>> Begin Recorded data

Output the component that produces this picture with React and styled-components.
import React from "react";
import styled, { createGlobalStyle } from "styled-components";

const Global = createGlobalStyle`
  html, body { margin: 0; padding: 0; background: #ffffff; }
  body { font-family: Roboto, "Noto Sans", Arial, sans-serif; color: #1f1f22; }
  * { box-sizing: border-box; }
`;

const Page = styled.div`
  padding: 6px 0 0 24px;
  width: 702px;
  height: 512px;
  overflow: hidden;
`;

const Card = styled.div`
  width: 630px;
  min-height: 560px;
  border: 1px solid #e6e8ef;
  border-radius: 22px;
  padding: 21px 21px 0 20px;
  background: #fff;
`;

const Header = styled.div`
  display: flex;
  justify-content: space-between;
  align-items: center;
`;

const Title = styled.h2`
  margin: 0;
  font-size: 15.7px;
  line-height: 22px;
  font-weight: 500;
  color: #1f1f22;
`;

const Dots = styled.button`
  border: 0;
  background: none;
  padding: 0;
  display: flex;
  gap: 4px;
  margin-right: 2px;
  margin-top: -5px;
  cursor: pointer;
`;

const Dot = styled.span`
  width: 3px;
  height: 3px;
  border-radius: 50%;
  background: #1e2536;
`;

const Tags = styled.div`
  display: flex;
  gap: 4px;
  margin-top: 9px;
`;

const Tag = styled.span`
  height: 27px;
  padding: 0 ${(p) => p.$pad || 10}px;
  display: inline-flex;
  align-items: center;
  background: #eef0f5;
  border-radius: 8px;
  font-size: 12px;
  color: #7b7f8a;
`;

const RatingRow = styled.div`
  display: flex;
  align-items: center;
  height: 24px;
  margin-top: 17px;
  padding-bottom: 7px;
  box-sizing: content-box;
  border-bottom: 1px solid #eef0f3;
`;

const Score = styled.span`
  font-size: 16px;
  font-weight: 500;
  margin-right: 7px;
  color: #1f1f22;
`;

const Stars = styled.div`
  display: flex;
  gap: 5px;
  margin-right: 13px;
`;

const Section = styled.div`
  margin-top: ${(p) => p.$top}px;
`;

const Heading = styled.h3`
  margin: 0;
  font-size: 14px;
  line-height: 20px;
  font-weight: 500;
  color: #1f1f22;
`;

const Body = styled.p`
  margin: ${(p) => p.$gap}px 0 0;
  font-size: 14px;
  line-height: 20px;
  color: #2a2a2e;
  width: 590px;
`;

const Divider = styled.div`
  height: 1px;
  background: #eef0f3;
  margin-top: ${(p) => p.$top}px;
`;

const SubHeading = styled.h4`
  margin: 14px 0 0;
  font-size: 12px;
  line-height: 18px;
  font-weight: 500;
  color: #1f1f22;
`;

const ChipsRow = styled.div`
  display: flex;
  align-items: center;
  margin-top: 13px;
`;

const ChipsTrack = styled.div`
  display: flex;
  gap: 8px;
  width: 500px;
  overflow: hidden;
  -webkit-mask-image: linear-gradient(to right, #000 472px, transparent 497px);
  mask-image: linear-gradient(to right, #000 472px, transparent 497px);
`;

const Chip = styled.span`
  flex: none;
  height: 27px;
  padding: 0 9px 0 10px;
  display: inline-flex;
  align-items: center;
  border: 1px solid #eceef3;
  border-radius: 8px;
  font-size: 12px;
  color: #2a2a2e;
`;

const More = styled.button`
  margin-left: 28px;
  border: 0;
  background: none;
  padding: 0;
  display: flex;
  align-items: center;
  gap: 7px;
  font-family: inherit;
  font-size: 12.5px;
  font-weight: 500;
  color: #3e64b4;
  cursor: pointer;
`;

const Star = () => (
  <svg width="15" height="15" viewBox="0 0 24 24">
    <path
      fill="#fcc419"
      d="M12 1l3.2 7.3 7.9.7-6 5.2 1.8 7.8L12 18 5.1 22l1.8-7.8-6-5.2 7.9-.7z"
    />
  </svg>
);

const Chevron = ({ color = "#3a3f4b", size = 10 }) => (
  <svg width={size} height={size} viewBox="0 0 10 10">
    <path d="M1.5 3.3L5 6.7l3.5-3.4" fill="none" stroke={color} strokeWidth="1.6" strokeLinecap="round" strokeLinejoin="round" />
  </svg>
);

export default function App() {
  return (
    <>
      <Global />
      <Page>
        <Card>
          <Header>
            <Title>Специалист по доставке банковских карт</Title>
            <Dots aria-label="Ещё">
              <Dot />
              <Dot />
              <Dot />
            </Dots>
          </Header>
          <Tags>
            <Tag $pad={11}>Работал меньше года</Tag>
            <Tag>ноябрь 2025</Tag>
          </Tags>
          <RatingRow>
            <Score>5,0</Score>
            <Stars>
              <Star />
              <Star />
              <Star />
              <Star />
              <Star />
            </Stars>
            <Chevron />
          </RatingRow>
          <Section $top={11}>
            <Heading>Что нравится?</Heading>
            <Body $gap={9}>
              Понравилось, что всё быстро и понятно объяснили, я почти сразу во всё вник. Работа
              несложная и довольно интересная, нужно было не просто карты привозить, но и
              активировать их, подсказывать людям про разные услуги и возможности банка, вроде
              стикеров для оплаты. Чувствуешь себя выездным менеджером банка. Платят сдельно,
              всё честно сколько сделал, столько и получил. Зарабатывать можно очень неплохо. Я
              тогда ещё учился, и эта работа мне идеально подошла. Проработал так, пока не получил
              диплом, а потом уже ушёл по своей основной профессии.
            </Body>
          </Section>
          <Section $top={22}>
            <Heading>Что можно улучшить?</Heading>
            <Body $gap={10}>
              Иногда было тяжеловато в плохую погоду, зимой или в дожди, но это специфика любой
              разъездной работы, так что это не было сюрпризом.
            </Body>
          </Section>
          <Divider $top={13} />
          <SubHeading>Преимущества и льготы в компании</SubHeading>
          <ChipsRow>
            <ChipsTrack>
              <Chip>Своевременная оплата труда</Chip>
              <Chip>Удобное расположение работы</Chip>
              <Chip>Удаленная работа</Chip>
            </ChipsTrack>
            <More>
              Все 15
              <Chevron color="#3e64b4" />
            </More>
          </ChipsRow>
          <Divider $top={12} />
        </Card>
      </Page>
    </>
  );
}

>> End Recorded data

(Work required): Return all the data above once more, precisely as given.

(Output of the exercise):
Output the component that produces this picture with React and styled-components.
import React from "react";
import styled, { createGlobalStyle } from "styled-components";

const Global = createGlobalStyle`
  html, body { margin: 0; padding: 0; background: #ffffff; }
  body { font-family: Roboto, "Noto Sans", Arial, sans-serif; color: #1f1f22; }
  * { box-sizing: border-box; }
`;

const Page = styled.div`
  padding: 6px 0 0 24px;
  width: 702px;
  height: 512px;
  overflow: hidden;
`;

const Card = styled.div`
  width: 630px;
  min-height: 560px;
  border: 1px solid #e6e8ef;
  border-radius: 22px;
  padding: 21px 21px 0 20px;
  background: #fff;
`;

const Header = styled.div`
  display: flex;
  justify-content: space-between;
  align-items: center;
`;

const Title = styled.h2`
  margin: 0;
  font-size: 15.7px;
  line-height: 22px;
  font-weight: 500;
  color: #1f1f22;
`;

const Dots = styled.button`
  border: 0;
  background: none;
  padding: 0;
  display: flex;
  gap: 4px;
  margin-right: 2px;
  margin-top: -5px;
  cursor: pointer;
`;

const Dot = styled.span`
  width: 3px;
  height: 3px;
  border-radius: 50%;
  background: #1e2536;
`;

const Tags = styled.div`
  display: flex;
  gap: 4px;
  margin-top: 9px;
`;

const Tag = styled.span`
  height: 27px;
  padding: 0 ${(p) => p.$pad || 10}px;
  display: inline-flex;
  align-items: center;
  background: #eef0f5;
  border-radius: 8px;
  font-size: 12px;
  color: #7b7f8a;
`;

const RatingRow = styled.div`
  display: flex;
  align-items: center;
  height: 24px;
  margin-top: 17px;
  padding-bottom: 7px;
  box-sizing: content-box;
  border-bottom: 1px solid #eef0f3;
`;

const Score = styled.span`
  font-size: 16px;
  font-weight: 500;
  margin-right: 7px;
  color: #1f1f22;
`;

const Stars = styled.div`
  display: flex;
  gap: 5px;
  margin-right: 13px;
`;

const Section = styled.div`
  margin-top: ${(p) => p.$top}px;
`;

const Heading = styled.h3`
  margin: 0;
  font-size: 14px;
  line-height: 20px;
  font-weight: 500;
  color: #1f1f22;
`;

const Body = styled.p`
  margin: ${(p) => p.$gap}px 0 0;
  font-size: 14px;
  line-height: 20px;
  color: #2a2a2e;
  width: 590px;
`;

const Divider = styled.div`
  height: 1px;
  background: #eef0f3;
  margin-top: ${(p) => p.$top}px;
`;

const SubHeading = styled.h4`
  margin: 14px 0 0;
  font-size: 12px;
  line-height: 18px;
  font-weight: 500;
  color: #1f1f22;
`;

const ChipsRow = styled.div`
  display: flex;
  align-items: center;
  margin-top: 13px;
`;

const ChipsTrack = styled.div`
  display: flex;
  gap: 8px;
  width: 500px;
  overflow: hidden;
  -webkit-mask-image: linear-gradient(to right, #000 472px, transparent 497px);
  mask-image: linear-gradient(to right, #000 472px, transparent 497px);
`;

const Chip = styled.span`
  flex: none;
  height: 27px;
  padding: 0 9px 0 10px;
  display: inline-flex;
  align-items: center;
  border: 1px solid #eceef3;
  border-radius: 8px;
  font-size: 12px;
  color: #2a2a2e;
`;

const More = styled.button`
  margin-left: 28px;
  border: 0;
  background: none;
  padding: 0;
  display: flex;
  align-items: center;
  gap: 7px;
  font-family: inherit;
  font-size: 12.5px;
  font-weight: 500;
  color: #3e64b4;
  cursor: pointer;
`;

const Star = () => (
  <svg width="15" height="15" viewBox="0 0 24 24">
    <path
      fill="#fcc419"
      d="M12 1l3.2 7.3 7.9.7-6 5.2 1.8 7.8L12 18 5.1 22l1.8-7.8-6-5.2 7.9-.7z"
    />
  </svg>
);

const Chevron = ({ color = "#3a3f4b", size = 10 }) => (
  <svg width={size} height={size} viewBox="0 0 10 10">
    <path d="M1.5 3.3L5 6.7l3.5-3.4" fill="none" stroke={color} strokeWidth="1.6" strokeLinecap="round" strokeLinejoin="round" />
  </svg>
);

export default function App() {
  return (
    <>
      <Global />
      <Page>
        <Card>
          <Header>
            <Title>Специалист по доставке банковских карт</Title>
            <Dots aria-label="Ещё">
              <Dot />
              <Dot />
              <Dot />
            </Dots>
          </Header>
          <Tags>
            <Tag $pad={11}>Работал меньше года</Tag>
            <Tag>ноябрь 2025</Tag>
          </Tags>
          <RatingRow>
            <Score>5,0</Score>
            <Stars>
              <Star />
              <Star />
              <Star />
              <Star />
              <Star />
            </Stars>
            <Chevron />
          </RatingRow>
          <Section $top={11}>
            <Heading>Что нравится?</Heading>
            <Body $gap={9}>
              Понравилось, что всё быстро и понятно объяснили, я почти сразу во всё вник. Работа
              несложная и довольно интересная, нужно было не просто карты привозить, но и
              активировать их, подсказывать людям про разные услуги и возможности банка, вроде
              стикеров для оплаты. Чувствуешь себя выездным менеджером банка. Платят сдельно,
              всё честно сколько сделал, столько и получил. Зарабатывать можно очень неплохо. Я
              тогда ещё учился, и эта работа мне идеально подошла. Проработал так, пока не получил
              диплом, а потом уже ушёл по своей основной профессии.
            </Body>
          </Section>
          <Section $top={22}>
            <Heading>Что можно улучшить?</Heading>
            <Body $gap={10}>
              Иногда было тяжеловато в плохую погоду, зимой или в дожди, но это специфика любой
              разъездной работы, так что это не было сюрпризом.
            </Body>
          </Section>
          <Divider $top={13} />
          <SubHeading>Преимущества и льготы в компании</SubHeading>
          <ChipsRow>
            <ChipsTrack>
              <Chip>Своевременная оплата труда</Chip>
              <Chip>Удобное расположение работы</Chip>
              <Chip>Удаленная работа</Chip>
            </ChipsTrack>
            <More>
              Все 15
              <Chevron color="#3e64b4" />
            </More>
          </ChipsRow>
          <Divider $top={12} />
        </Card>
      </Page>
    </>
  );
}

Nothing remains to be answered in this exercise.